AgriBrasilis – Considering the climate scenario, what can you expect for the coming years and what measures can agricultural producers take to avoid losses in their crops?
Willians Bini – We have been putting on the agenda the forecasts for the coming years here at Climatempo, together with our customers, with large companies, especially with regard to climate change. Usually the concern of farmers and companies is about the next crops, about the next immediate months in agriculture. But what effects are climate change bringing to agriculture?
We shouldn’t just worry about the coming months, whether or not La Niña will stay, for example. We must ask ourselves what to expect in terms of changes in climate zoning, in terms of productivity, due to climate change, which is already underway.
The changes are already happening. Studies demonstrate higher temperatures, poor distribution of rainfall. Weather extremes will be more frequent. Are farmers prepared for this?
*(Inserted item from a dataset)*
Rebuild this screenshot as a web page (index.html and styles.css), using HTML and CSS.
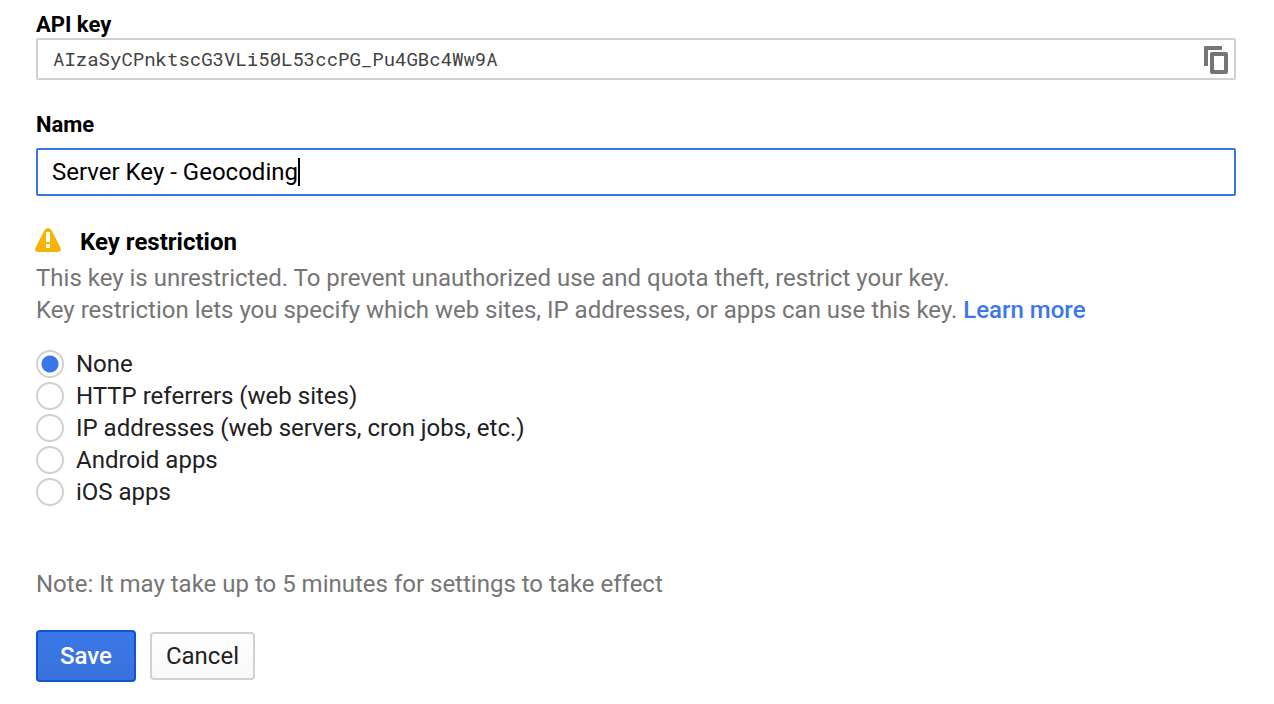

We have been doing studies at Climatempo to understand what effects the different projections, the different scenarios, would bring in terms of effects on different crops, in the regions of Brazil, for the next decades. For example: with an increase in temperature, possibly the productive coffee areas in Minas Gerais will be reduced.
We have crops developing all over the country, the cultivation of grains reaching as far as the south of Pará, new agricultural frontiers emerging, the “Matopiba” [an acronym that names the region that spans territories of four states of Brazil: Maranhão, Tocantins, Piauí e Bahia] growing. Will conditions remain favorable in the coming decades, with these changes taking place?
In the coming decades, we will have to feed a population of almost 10 billion people, doubling food production, but we cannot double the planted area. We need to increase productivity through technology.